As a society we learn about social behaviour from others, from what we observe and what our parent and peers tell us. Certainly in Western society, outward expressions of grief after the funeral are rare and I would go as far as to say frowned upon. People get embarrassed if you cry and they feel awkward. They apologise for 'upsetting you'.  We take on that awkwardness and out of politeness we try not to cry in front of others. We take off the black after the service is over and don't put it back on. And so it continues. We learn that in the early stages after a death people cry and are distressed but after that we expect that they start to get better and move on because that's what our experience is. In the absence of any outward expression of mourning, people's expectations are that people are getting over their loss. When in fact in my experience what we are doing is adapting and this isn't a linear process.

Because time does move inexorably on and we have carried on functioning within it, we have somehow simply by default started learning to live without that person. Our new way of living starts to become the norm. And in that way time becomes something of a friend. But, conversely this can add to the sheer horror of your loss. The numbness that protected in the beginning is starting to wear off and the sense of grief can take your breath away. When we talked about this recently, Tracey reminded me of an old adage that perfectly sums up this complicated relationship with time. You are never closer to the person you've lost than the day they died. And what that means is that each day that passes takes you further away from the last time you were with them; the last time you could talk to them or hug them or simply be with them and share experiences. So in that sense, time becomes an enemy. There is something so gut-wrenchingly sad about going into a new month, a new season, a new year without them that you also feel heartbroken.   You don't want to feel this awful loss and heartbreaking grief but you also don't want to not feel it. It feels oddly like a betrayal when we smile at something or find ourselves not thinking about that person constantly. You want to stay with the person you have lost so you damn time for moving on without them. It takes me back to the earlier analogy of never being able to tread that familiar path again. It's a path you so long to find despite knowing you never can.

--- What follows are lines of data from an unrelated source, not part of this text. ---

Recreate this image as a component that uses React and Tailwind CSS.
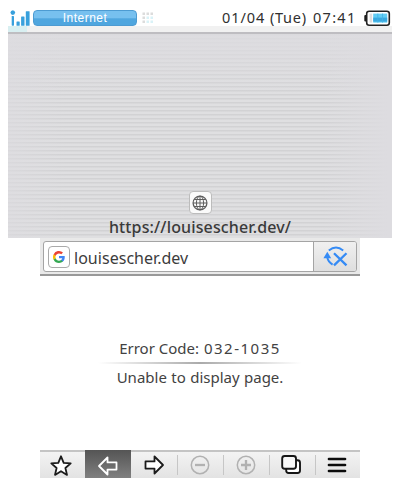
import React from "react";

function Signal() {
  return (
    <svg width="20" height="16" viewBox="0 0 20 16" fill="#38a0dc" className="block shrink-0">
      <path d="M2.8 0.3Q5 0.4 5.1 2.6Q5 4.8 2.8 4.9Q0.6 4.8 0.5 2.6Q0.6 0.4 2.8 0.3Z" />
      <rect x="1.7" y="6" width="2.3" height="9.7" rx=".6" />
      <rect x="6.5" y="11.5" width="3.2" height="4.2" rx=".5" />
      <rect x="11.1" y="6.6" width="3.4" height="9.1" rx=".5" />
      <rect x="15.8" y="1.2" width="3.8" height="14.5" rx=".5" />
    </svg>
  );
}

function Dots() {
  return (
    <svg width="12" height="12" viewBox="0 0 12 12" className="block shrink-0">
      {[0, 4, 8].map((y, r) =>
        [0, 4, 8].map((x, c) => (
          <rect key={x + "-" + y} x={x + 0.5} y={y + 0.5} width="2.500" height="2.500" fill={r > 0 && c > 0 ? "#d9f2f7" : "#dcdcdc"} />
        ))
      )}
    </svg>
  );
}

function Battery() {
  return (
    <svg width="27" height="17" viewBox="0 0 27 17" className="block shrink-0">
      <rect x="0.3" y="5" width="3" height="6.5" rx="1" fill="#1c1c1c" />
      <rect x="2.700" y="1.200" width="22.600" height="14" rx="2.400" fill="#fff" stroke="#222" strokeWidth="1.600" />
      <rect x="5.600" y="3.600" width="2.600" height="9" fill="#dedede" />
      <rect x="9.200" y="3.600" width="14" height="9" fill="#62cdf4" />
      <path d="M9.200 7.600h14v4h-14z" fill="#3aa9df" />
      <path d="M13.800 3.600v9M18.500 3.600v9" stroke="#43b2e6" strokeWidth=".8" />
    </svg>
  );
}

function Globe() {
  return (
    <svg width="16" height="16" viewBox="0 0 16 16" fill="none" stroke="#5e5e5e" strokeWidth="1" className="block">
      <circle cx="8" cy="8" r="6.900" strokeWidth="1.300" />
      <ellipse cx="8" cy="8" rx="3.600" ry="6.900" />
      <path d="M8 1v14M1 8h14M2.200 4.500h11.600M2.200 11.500h11.600" />
    </svg>
  );
}

function Google() {
  return (
    <svg width="12" height="12" viewBox="0 0 24 24" className="block">
      <path fill="#4285F4" d="M23.500 12.300c0-.8-.1-1.600-.2-2.300H12v4.500h6.500a5.600 5.600 0 0 1-2.400 3.600v3h3.900c2.200-2.100 3.500-5.200 3.500-8.800z" />
      <path fill="#34A853" d="M12 24c3.200 0 6-1.100 8-2.900l-3.900-3c-1.100.7-2.500 1.200-4.100 1.200-3.100 0-5.800-2.100-6.700-5H1.300v3.100A12 12 0 0 0 12 24z" />
      <path fill="#FBBC05" d="M5.300 14.300a7.200 7.200 0 0 1 0-4.600V6.600h-4a12 12 0 0 0 0 10.800z" />
      <path fill="#EA4335" d="M12 4.800c1.800 0 3.300.6 4.600 1.800L20 3.100A12 12 0 0 0 1.300 6.600l4 3.100c.9-2.800 3.600-4.900 6.700-4.900z" />
    </svg>
  );
}

function StopReload() {
  return (
    <svg width="26" height="22" viewBox="0 0 26 22" fill="none" stroke="#358bf5" strokeWidth="1.900" className="block">
      <path d="M5.800 4.600Q13 -1.400 20.200 4.600" />
      <path d="M4.300 11.500Q5 15.500 9.600 18.600" />
      <path d="M0.400 12.300L4.300 5.800L8.200 12.300Z" fill="#358bf5" stroke="none" />
      <path d="M11 7.200L23.500 19.400M23.500 7.200L11 19.400" strokeWidth="2.300" />
    </svg>
  );
}

function StatusBar() {
  return (
    <header className="flex h-[26px] shrink-0 pl-[1.500px] pt-[9.500px]">
      <Signal />
      <div className="ml-[3.500px] flex h-4 w-[104px] shrink-0 items-center justify-center rounded-[4px] border border-[#4d9bd2] bg-linear-to-b from-[#77c0ef] from-50% to-[#4fa6df] to-55% font-['Liberation_Sans',sans-serif] text-[12px] leading-none tracking-[.500px] text-white">
        Internet
      </div>
      <div className="ml-[5px] pt-[2px]"><Dots /></div>
      <div className="ml-auto flex h-4 items-center whitespace-nowrap text-[14.500px] leading-none text-[#303030]">
        <span className="w-[44px] tracking-[.900px]">01/04</span>
        <span className="ml-[4px] w-[38px] tracking-[.700px]">(Tue)</span>
        <span className="ml-[5px] w-[44px] tracking-[1.300px]">07:41</span>
      </div>
      <div className="ml-[7px] mr-[1px]"><Battery /></div>
    </header>
  );
}

function TopScreen() {
  return (
    <section className="flex h-[238px] w-[384px] flex-col">
      <StatusBar />
      <div className="flex h-[8px] shrink-0 flex-col border-b-2 border-[#bebdc1] bg-[#f1f1f1]">
        <div className="h-[6px] w-[19px] bg-[#d8eff1]" />
      </div>
      <div className="flex-1 bg-[#dddce0] bg-[repeating-linear-gradient(to_bottom,#d2d2d4_0px,#d2d2d4_1px,#dfdfe1_2px,#dfdfe1_4px)]">
        <div className="h-full bg-linear-to-b from-[#dddce0cc] from-5% to-[#dddce000] to-30%">
          <div className="flex h-full flex-col items-center bg-[linear-gradient(to_right,#dddce0aa,#dddce000_15%,#dddce000_82%,#dddce0_99%)] pt-[157px]">
            <div className="flex size-[23px] items-center justify-center rounded-[4px] border border-[#bcbcbc] bg-[#fafafa]"><Globe /></div>
            <div className="mt-[3px] whitespace-nowrap text-[16px] font-medium leading-[21px] tracking-[.140px] text-[#3a3a3a]">https://louisescher.dev/</div>
          </div>
        </div>
      </div>
    </section>
  );
}

function AddressBar() {
  return (
    <div className="flex h-[38px] shrink-0 border-b-2 border-[#999] bg-[#e9e9e9] px-[3px] pt-[3px]">
      <div className="flex h-[31px] w-full overflow-hidden rounded-[3px] border border-[#a4a4a4] bg-white">
        <div className="ml-[4px] mt-[4px] flex size-[22px] shrink-0 items-center justify-center rounded-[4px] border border-[#aaa] bg-white"><Google /></div>
        <div className="ml-[4px] flex-1 pt-[5px] text-[16px] leading-[22px] tracking-[.030px] text-[#3c3c3c]">louisescher.dev</div>
        <div className="flex w-[43px] items-center justify-center border-l border-[#a4a4a4] bg-linear-to-b from-[#f0f0f0] to-[#dedede] pl-[2px]"><StopReload /></div>
      </div>
    </div>
  );
}

const Star = () => (
  <svg width="24" height="24" viewBox="0 0 24 24" className="block"><path d="M12 2.300L14.700 8.800L21.700 9.400L16.400 14L18 20.900L12 17.200L6 20.900L7.600 14L2.300 9.400L9.300 8.800Z" fill="#fff" stroke="#1b1b1b" strokeWidth="1.800" strokeLinejoin="round" /></svg>
);
const Arrow = ({ back }) => (
  <svg width="22" height="22" viewBox="0 0 22 22" className={back ? "block" : "block -scale-x-100"}><path d="M2 11L10.500 2.500V7.400H19.500V14.600H10.500V19.500Z" fill={back ? "none" : "#fff"} stroke={back ? "#fff" : "#1b1b1b"} strokeWidth="1.800" strokeLinejoin="round" /></svg>
);
const Zoom = ({ plus }) => (
  <svg width="22" height="22" viewBox="0 0 22 22" fill="none" stroke="#b1b1b1" className="block"><circle cx="11" cy="11" r="8.700" strokeWidth="1.500" /><path d={plus ? "M6 11h10M11 6v10" : "M6 11h10"} strokeWidth="2.300" /></svg>
);
const Pages = () => (
  <svg width="22" height="22" viewBox="0 0 22 22" stroke="#151515" strokeWidth="1.900" className="block"><rect x="6.200" y="6.300" width="13.800" height="12.700" rx="2.500" fill="#fff" /><rect x="2.200" y="2" width="13.800" height="12.700" rx="2.500" fill="#f7f7f7" /></svg>
);
const Menu = () => (
  <svg width="20" height="18" viewBox="0 0 20 18" className="block"><path d="M2 3h16M2 9h16M2 15h16" stroke="#0c0c0c" strokeWidth="2.700" strokeLinecap="round" /></svg>
);

function Toolbar() {
  return (
    <nav className="flex h-[28px] shrink-0 border-t-2 border-[#c4c4c4] bg-linear-to-b from-[#f3f3f3] to-[#e3e3e3]">
      <div className="flex w-[45px] items-center justify-center pr-[3px] pt-px"><Star /></div>
      <div className="-mt-[2px] flex w-[46px] items-center justify-center bg-linear-to-b from-[#555] to-[#808080] pt-[3px] pr-px"><Arrow back /></div>
      <div className="flex w-[46px] items-center justify-center pr-px"><Arrow /></div>
      <div className="my-[3px] flex w-[46px] items-center justify-center border-l border-[#c6c6c6] pr-[2px]"><Zoom /></div>
      <div className="my-[3px] flex w-[46px] items-center justify-center border-l border-[#c6c6c6] pr-[2px]"><Zoom plus /></div>
      <div className="my-[3px] flex w-[46px] items-center justify-center border-l border-[#c6c6c6] pr-[3px]"><Pages /></div>
      <div className="my-[3px] flex w-[45px] items-center justify-center border-l border-[#c6c6c6] pr-[2px]"><Menu /></div>
    </nav>
  );
}

export default function App() {
  return (
    <div className="flex h-[487px] w-[400px] flex-col items-center overflow-hidden bg-white font-['Noto_Sans',sans-serif]">
      <TopScreen />
      <section className="flex h-[240px] w-[320px] flex-col">
        <AddressBar />
        <main className="flex flex-1 flex-col items-center pt-[62px] text-[15px] leading-[20px] text-[#424242]">
          <p className="whitespace-pre">Error Code: <span className="ml-[1px] tracking-[1.500px]">032-1035</span></p>
          <div className="mb-[3px] mt-[4px] h-[1.500px] w-[204px] bg-linear-to-r from-transparent via-[#aaa] to-transparent" />
          <p className="whitespace-nowrap tracking-[.000px] [word-spacing:.5px]">Unable to display page.</p>
        </main>
        <Toolbar />
      </section>
    </div>
  );
}
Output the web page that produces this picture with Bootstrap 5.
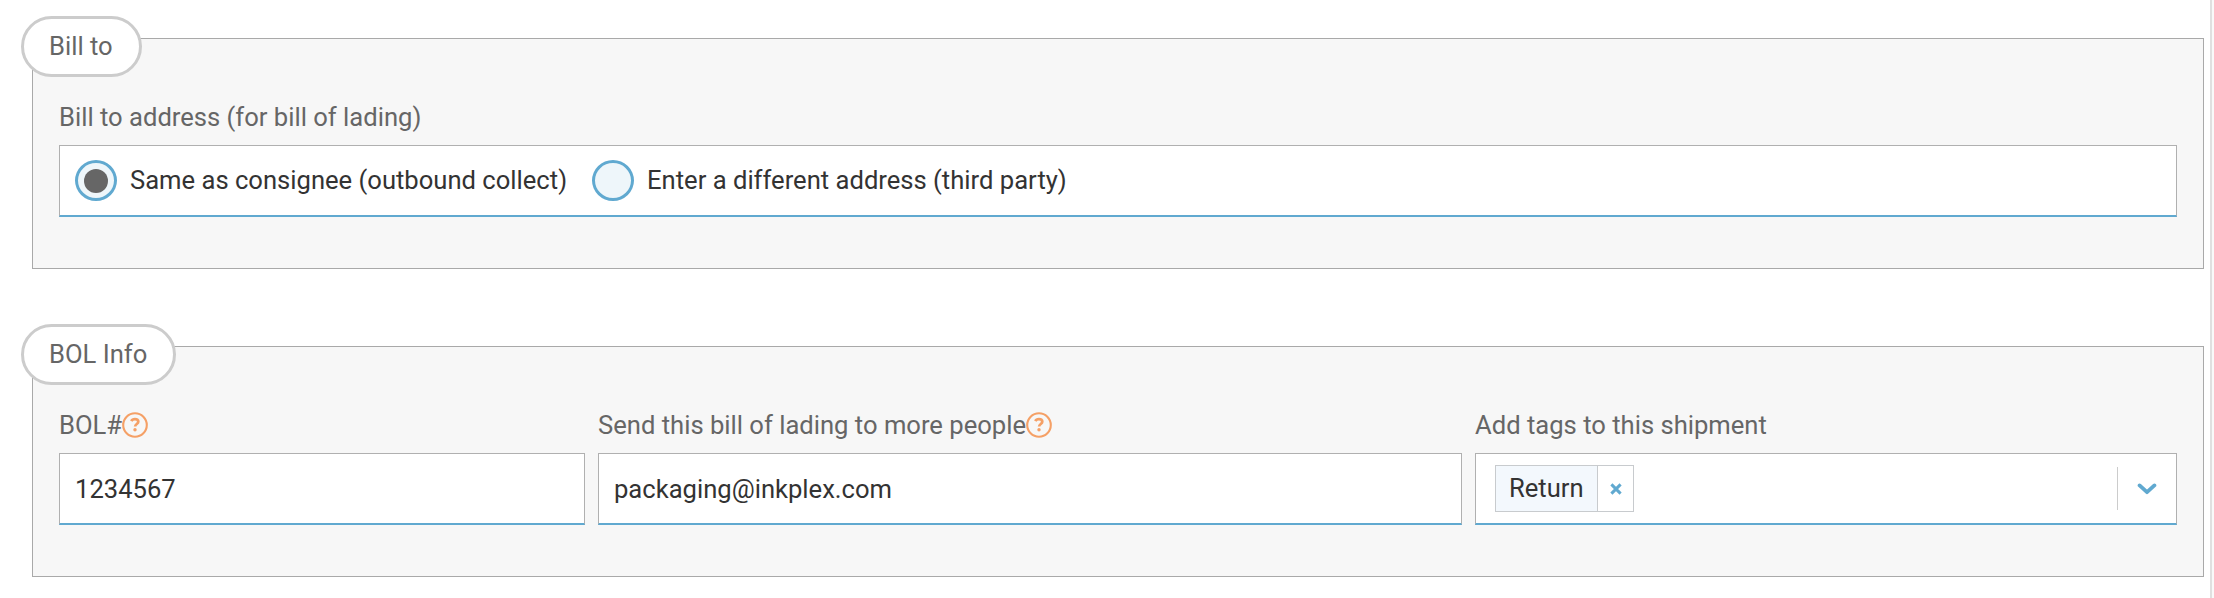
<!DOCTYPE html>
<html lang="en">
<head>
<meta charset="utf-8">
<title>Bill of lading</title>
<link href="https://cdn.jsdelivr.net/npm/bootstrap@5.3.0/dist/css/bootstrap.min.css" rel="stylesheet">
<style>
body{font-family:Roboto,"Liberation Sans",sans-serif;font-size:25.6px;line-height:30px;color:#333;background:#fff;height:598px;overflow:hidden}
.page-main{width:2212px;height:598px;padding:38px 6px 0 32px;border-right:2px solid #e0e0e0}
.page-edge{background:#f9f9f9}
.panel{height:231px;margin-bottom:77px;background:#f7f7f7;border:1px solid #a9a9a9;padding:63px 26px 0}
.panel-title{top:-23px;left:-12px;height:61px;border:3px solid #ccc;border-radius:31px;background:#fff;color:#666;padding:0 26px 0 25px;font-size:25.6px;line-height:54px}
.field-label{height:43px;color:#666;line-height:30px}
.field{height:72px;border:1px solid #b0b0b0;border-bottom:2px solid #60a9d0;background:#fff;color:#333}
input.field{padding:0 15px;outline:0;min-width:0}
.fields{display:grid;grid-template-columns:526px 864px 702px;column-gap:13px}
.choices{padding-left:15px;gap:25px}
.choice-dot{width:42px;height:41px;border:3px solid #60a9d0;border-radius:50%;background:#eef6fa}
.choice-dot i{width:24px;height:24px;border-radius:50%;background:#666}
.choice-text{margin-left:13px;padding-bottom:2px}
.help{margin-top:2px}
.tag{height:47px;border:1px solid #c8cbce;margin-left:19px}
.tag-name{background:#f3f8fd;border-right:1px solid #c8cbce;padding:0 13px;line-height:44px;width:102px}
.tag-close{width:35px}
.sep{width:1px;height:43px;background:#ccc}
.arrow{width:58px}
</style>
</head>
<body>
<div class="d-flex">
<main class="page-main flex-shrink-0">
  <section class="panel position-relative">
    <h2 class="panel-title position-absolute m-0 fw-normal text-nowrap">Bill to</h2>
    <div class="field-label">Bill to address (for bill of lading)</div>
    <div class="field choices d-flex align-items-center">
      <label class="d-flex align-items-center"><span class="choice-dot d-flex align-items-center justify-content-center"><i></i></span><span class="choice-text">Same as consignee (outbound collect)</span></label>
      <label class="d-flex align-items-center"><span class="choice-dot"></span><span class="choice-text">Enter a different address (third party)</span></label>
    </div>
  </section>
  <section class="panel position-relative">
    <h2 class="panel-title position-absolute m-0 fw-normal text-nowrap">BOL Info</h2>
    <div class="fields">
      <div>
        <div class="field-label d-flex">BOL#<svg width="26" height="26" viewBox="0 0 26 26" class="help" fill="none" stroke="#f5a066"><circle cx="13" cy="13" r="11.8" stroke-width="2.1"/><path d="M9.3 9.2c.7-1.4 2-2 3.6-2 2 0 3.4.9 3.4 2.5 0 2.2-3 2.4-3.2 4.8" stroke-width="2.7"/><circle cx="13" cy="17.8" r="1.7" fill="#f5a066" stroke="none"/></svg></div>
        <input class="field w-100" value="1234567">
      </div>
      <div>
        <div class="field-label d-flex">Send this bill of lading to more people<svg width="26" height="26" viewBox="0 0 26 26" class="help" fill="none" stroke="#f5a066"><circle cx="13" cy="13" r="11.8" stroke-width="2.1"/><path d="M9.3 9.2c.7-1.4 2-2 3.6-2 2 0 3.4.9 3.4 2.5 0 2.2-3 2.4-3.2 4.8" stroke-width="2.7"/><circle cx="13" cy="17.8" r="1.7" fill="#f5a066" stroke="none"/></svg></div>
        <input class="field w-100" value="packaging@inkplex.com">
      </div>
      <div>
        <div class="field-label">Add tags to this shipment</div>
        <div class="field d-flex align-items-center">
          <div class="tag d-flex"><span class="tag-name">Return</span><span class="tag-close d-flex align-items-center justify-content-center"><svg width="12" height="12" viewBox="0 0 12 12" stroke="#60a9d0" stroke-width="3"><path d="M1.4 1.4l9.2 9.2M10.6 1.4l-9.2 9.2"/></svg></span></div>
          <span class="sep ms-auto"></span>
          <span class="arrow d-flex justify-content-center"><svg width="20" height="12" viewBox="0 0 20 12" fill="none" stroke="#60a9d0" stroke-width="3.8" stroke-linecap="round" stroke-linejoin="round"><path d="M2.6 2.4L10 9.2l7.4-6.8"/></svg></span>
        </div>
      </div>
    </div>
  </section>
</main>
<div class="page-edge flex-fill"></div>
</div>
<script src="https://cdn.jsdelivr.net/npm/bootstrap@5.3.0/dist/js/bootstrap.bundle.min.js"></script>
</body>
</html>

I never use a vocabulary that suggests that once a certain amount of time has passed you move on, or get over it and that life will somehow go back to what it was, because it doesn't. When that person told my cousin they would have expected her to be feeling a bit better by now she was expressing a society norm as she saw it. That is her experience. Whilst we often pay lip service to the idea that everyone grieves differently, we still create parameters within which we expect people to fit.  And those parameters include feeling better and going back to normal within a fixed time. In my experience, you do not feel better - you feel differently. Nothing is ever the same again. The raw almost unbearable pain recedes only to be replaced with the profound sadness of knowing that you have to live the rest of your life without that person. You have to live knowing it's not the same life and not the same path, and grief, that unwelcome companion, stays with you forever.